鼻腔弁の左右の膜が中央で合わさって声を作る部分は、なるべくきれいに前後に伸びる細い直線を形づくるよう意識する。そして、鼻腔弁の左右の膜はできるだけ広く左右にストレッチさせるよう意識しながら声を出す。ここまでは今まで僕がやってきたとおりだ。
そこに、新しい動作を付け加えてみる。つまり、鼻腔弁テントを後ろに引っ込めて馬蹄形に格納し、その形を保つことだ。そして声を出すときにはあたかも弓を引くように、この馬蹄形をさらに後ろに広げるようにイメージしてみる。
こうすると、鼻腔弁の上部の空間には何も邪魔するものがなくなる。開閉式ドームの天井を開放したような状態だ。あるいは、それ以上にドームの天井を広げる力を加えるような感じである。
このコントロールがうまくいくと、実際の声帯の側でもそれと呼応した動きが起きる。つまり、声帯もどきはまったく出動しなくなり、声帯の振動が遮られることなくストレートに上って出て行くのだ。
そして、体感的には鼻腔弁がしっかりと鳴るし、鼻腔弁テントは引っ込んだままになって、響きが頭全体を満たすように感じられる。特に後頭部の付近(馬蹄形の奥の内側)に、かつて未体験の強烈な響きが鳴り渡る。歌声ならばこの響きこそが真のフォルテだ。この異次元の響きを体験したら、さらにこれを育てていろんな母音・子音と組み合わせ、強弱自在に使いこなせるよう工夫を重ねるとよい。それが次なる目標だ。
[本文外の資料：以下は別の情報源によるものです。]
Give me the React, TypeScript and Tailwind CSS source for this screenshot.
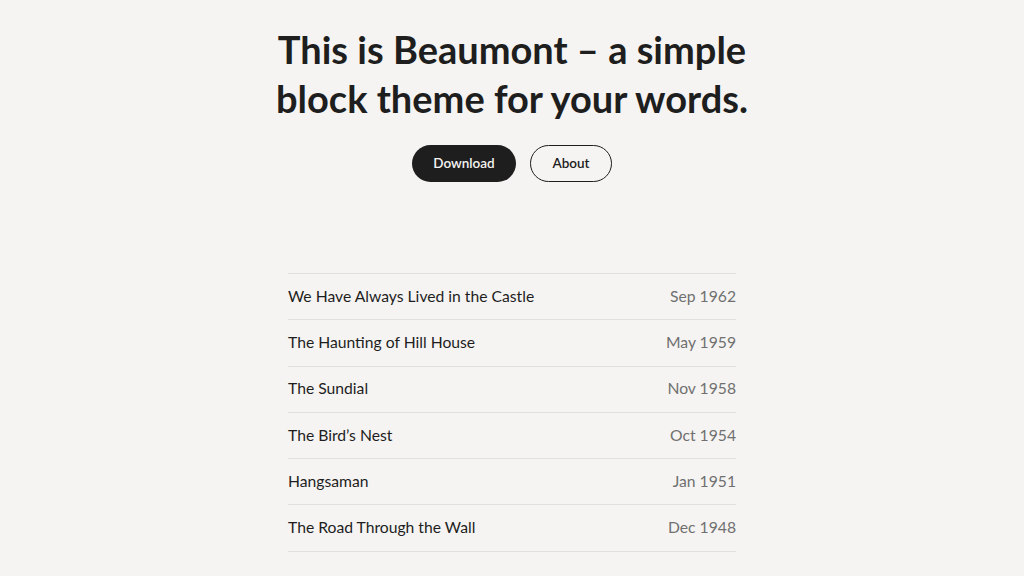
const POSTS = [
  { title: "We Have Always Lived in the Castle", date: "Sep 1962" },
  { title: "The Haunting of Hill House", date: "May 1959" },
  { title: "The Sundial", date: "Nov 1958" },
  { title: "The Bird’s Nest", date: "Oct 1954" },
  { title: "Hangsaman", date: "Jan 1951" },
  { title: "The Road Through the Wall", date: "Dec 1948" },
];

export default function App() {
  return (
    <div
      className="min-h-[576px] bg-[#f5f4f2] text-[#1e1e1e] flex flex-col items-center"
      style={{ fontFamily: "Lato, 'Noto Sans', sans-serif" }}
    >
      {/* Hero */}
      <h1 className="mt-[25px] text-center text-[38px] leading-[49px] font-bold">
        This is Beaumont – a simple
        <br />
        block theme for your words.
      </h1>

      <div className="mt-[22px] flex gap-[14px]">
        <a className="w-[104px] h-[37px] rounded-full bg-[#1e1e1e] text-[#f5f4f2] text-[13.5px] font-semibold flex items-center justify-center">
          Download
        </a>
        <a className="w-[82px] h-[37px] rounded-full border-[1.5px] border-[#1e1e1e] text-[13.5px] font-semibold flex items-center justify-center">
          About
        </a>
      </div>

      {/* Post list */}
      <ul className="mt-[91px] w-[448px] border-t border-[#e2e0dd]">
        {POSTS.map((p) => (
          <li
            key={p.title}
            className="h-[46.3px] border-b border-[#e2e0dd] flex items-center justify-between text-[15.7px]"
          >
            <span>{p.title}</span>
            <span className="text-[#707070]">{p.date}</span>
          </li>
        ))}
      </ul>
    </div>
  );
}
僕はこの実験を重ねてみて、まさにブレークスルー的な声の変化が起きることを実感した。皆さんにもぜひお勧めしたい。
おそらく、鼻腔弁をしっかりならすことと、鼻腔弁テントを後方に格納し続けること、この2点が正しい発声の2大要素なのではないかと思う。日本語のカナ縛り発声(のど発声)は、その両方の点で理想的な発声とは大きくかけ離れているのである。
くり返しいうが、意識をのどではなく鼻腔や後頭部のほうに置いて間接的に声帯と声帯もどきをコントロールすることが、正しい発声への近道だ。「のど」は意識からかき消してしまうことが本当に大切なのである。